▶ [Exercise requirements]
Output the material beneath exactly, leaving nothing out.

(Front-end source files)
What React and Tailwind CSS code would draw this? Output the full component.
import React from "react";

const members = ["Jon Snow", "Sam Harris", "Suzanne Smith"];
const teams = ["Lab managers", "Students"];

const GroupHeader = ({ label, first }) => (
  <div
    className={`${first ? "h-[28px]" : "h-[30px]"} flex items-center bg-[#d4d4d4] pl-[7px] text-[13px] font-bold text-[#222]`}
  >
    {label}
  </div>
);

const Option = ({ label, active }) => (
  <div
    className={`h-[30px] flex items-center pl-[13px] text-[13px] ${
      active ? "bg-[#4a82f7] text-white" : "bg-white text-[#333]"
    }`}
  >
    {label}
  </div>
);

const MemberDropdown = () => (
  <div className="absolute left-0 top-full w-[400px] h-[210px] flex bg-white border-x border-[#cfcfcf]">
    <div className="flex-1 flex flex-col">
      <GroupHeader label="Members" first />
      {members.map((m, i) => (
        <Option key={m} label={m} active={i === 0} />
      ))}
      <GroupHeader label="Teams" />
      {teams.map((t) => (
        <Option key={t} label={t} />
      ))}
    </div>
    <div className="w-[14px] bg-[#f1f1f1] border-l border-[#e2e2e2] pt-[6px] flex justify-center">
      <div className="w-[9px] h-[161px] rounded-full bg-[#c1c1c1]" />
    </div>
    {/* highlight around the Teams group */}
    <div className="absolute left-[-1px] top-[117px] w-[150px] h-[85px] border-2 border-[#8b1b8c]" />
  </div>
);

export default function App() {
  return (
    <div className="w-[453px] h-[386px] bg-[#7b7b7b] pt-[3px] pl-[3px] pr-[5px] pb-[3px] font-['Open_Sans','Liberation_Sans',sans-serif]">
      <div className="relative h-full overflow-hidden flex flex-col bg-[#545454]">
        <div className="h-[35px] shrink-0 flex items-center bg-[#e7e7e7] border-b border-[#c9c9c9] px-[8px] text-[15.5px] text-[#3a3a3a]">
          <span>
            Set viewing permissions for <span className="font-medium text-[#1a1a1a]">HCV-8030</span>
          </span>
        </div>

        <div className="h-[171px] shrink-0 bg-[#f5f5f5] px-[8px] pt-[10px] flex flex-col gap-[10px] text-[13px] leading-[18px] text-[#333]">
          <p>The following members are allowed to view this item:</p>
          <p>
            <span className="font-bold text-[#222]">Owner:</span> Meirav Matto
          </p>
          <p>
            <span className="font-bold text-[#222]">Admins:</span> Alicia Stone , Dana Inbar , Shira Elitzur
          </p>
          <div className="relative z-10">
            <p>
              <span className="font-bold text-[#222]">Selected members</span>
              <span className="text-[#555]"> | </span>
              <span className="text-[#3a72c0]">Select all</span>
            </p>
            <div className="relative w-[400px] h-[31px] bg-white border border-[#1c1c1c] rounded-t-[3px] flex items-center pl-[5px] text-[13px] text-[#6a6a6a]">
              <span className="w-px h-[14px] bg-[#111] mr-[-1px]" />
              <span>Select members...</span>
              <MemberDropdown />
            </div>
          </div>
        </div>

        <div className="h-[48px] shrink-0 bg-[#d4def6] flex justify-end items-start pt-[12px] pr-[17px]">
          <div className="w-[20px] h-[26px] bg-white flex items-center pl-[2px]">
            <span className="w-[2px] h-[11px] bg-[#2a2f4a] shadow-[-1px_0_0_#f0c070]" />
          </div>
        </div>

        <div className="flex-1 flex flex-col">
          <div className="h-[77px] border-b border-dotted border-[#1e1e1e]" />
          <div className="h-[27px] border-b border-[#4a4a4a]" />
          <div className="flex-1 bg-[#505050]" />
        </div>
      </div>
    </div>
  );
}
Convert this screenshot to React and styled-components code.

▶ [Solved problem]
What React and Tailwind CSS code would draw this? Output the full component.
import React from "react";

const members = ["Jon Snow", "Sam Harris", "Suzanne Smith"];
const teams = ["Lab managers", "Students"];

const GroupHeader = ({ label, first }) => (
  <div
    className={`${first ? "h-[28px]" : "h-[30px]"} flex items-center bg-[#d4d4d4] pl-[7px] text-[13px] font-bold text-[#222]`}
  >
    {label}
  </div>
);

const Option = ({ label, active }) => (
  <div
    className={`h-[30px] flex items-center pl-[13px] text-[13px] ${
      active ? "bg-[#4a82f7] text-white" : "bg-white text-[#333]"
    }`}
  >
    {label}
  </div>
);

const MemberDropdown = () => (
  <div className="absolute left-0 top-full w-[400px] h-[210px] flex bg-white border-x border-[#cfcfcf]">
    <div className="flex-1 flex flex-col">
      <GroupHeader label="Members" first />
      {members.map((m, i) => (
        <Option key={m} label={m} active={i === 0} />
      ))}
      <GroupHeader label="Teams" />
      {teams.map((t) => (
        <Option key={t} label={t} />
      ))}
    </div>
    <div className="w-[14px] bg-[#f1f1f1] border-l border-[#e2e2e2] pt-[6px] flex justify-center">
      <div className="w-[9px] h-[161px] rounded-full bg-[#c1c1c1]" />
    </div>
    {/* highlight around the Teams group */}
    <div className="absolute left-[-1px] top-[117px] w-[150px] h-[85px] border-2 border-[#8b1b8c]" />
  </div>
);

export default function App() {
  return (
    <div className="w-[453px] h-[386px] bg-[#7b7b7b] pt-[3px] pl-[3px] pr-[5px] pb-[3px] font-['Open_Sans','Liberation_Sans',sans-serif]">
      <div className="relative h-full overflow-hidden flex flex-col bg-[#545454]">
        <div className="h-[35px] shrink-0 flex items-center bg-[#e7e7e7] border-b border-[#c9c9c9] px-[8px] text-[15.5px] text-[#3a3a3a]">
          <span>
            Set viewing permissions for <span className="font-medium text-[#1a1a1a]">HCV-8030</span>
          </span>
        </div>

        <div className="h-[171px] shrink-0 bg-[#f5f5f5] px-[8px] pt-[10px] flex flex-col gap-[10px] text-[13px] leading-[18px] text-[#333]">
          <p>The following members are allowed to view this item:</p>
          <p>
            <span className="font-bold text-[#222]">Owner:</span> Meirav Matto
          </p>
          <p>
            <span className="font-bold text-[#222]">Admins:</span> Alicia Stone , Dana Inbar , Shira Elitzur
          </p>
          <div className="relative z-10">
            <p>
              <span className="font-bold text-[#222]">Selected members</span>
              <span className="text-[#555]"> | </span>
              <span className="text-[#3a72c0]">Select all</span>
            </p>
            <div className="relative w-[400px] h-[31px] bg-white border border-[#1c1c1c] rounded-t-[3px] flex items-center pl-[5px] text-[13px] text-[#6a6a6a]">
              <span className="w-px h-[14px] bg-[#111] mr-[-1px]" />
              <span>Select members...</span>
              <MemberDropdown />
            </div>
          </div>
        </div>

        <div className="h-[48px] shrink-0 bg-[#d4def6] flex justify-end items-start pt-[12px] pr-[17px]">
          <div className="w-[20px] h-[26px] bg-white flex items-center pl-[2px]">
            <span className="w-[2px] h-[11px] bg-[#2a2f4a] shadow-[-1px_0_0_#f0c070]" />
          </div>
        </div>

        <div className="flex-1 flex flex-col">
          <div className="h-[77px] border-b border-dotted border-[#1e1e1e]" />
          <div className="h-[27px] border-b border-[#4a4a4a]" />
          <div className="flex-1 bg-[#505050]" />
        </div>
      </div>
    </div>
  );
}
Convert this screenshot to React and styled-components code.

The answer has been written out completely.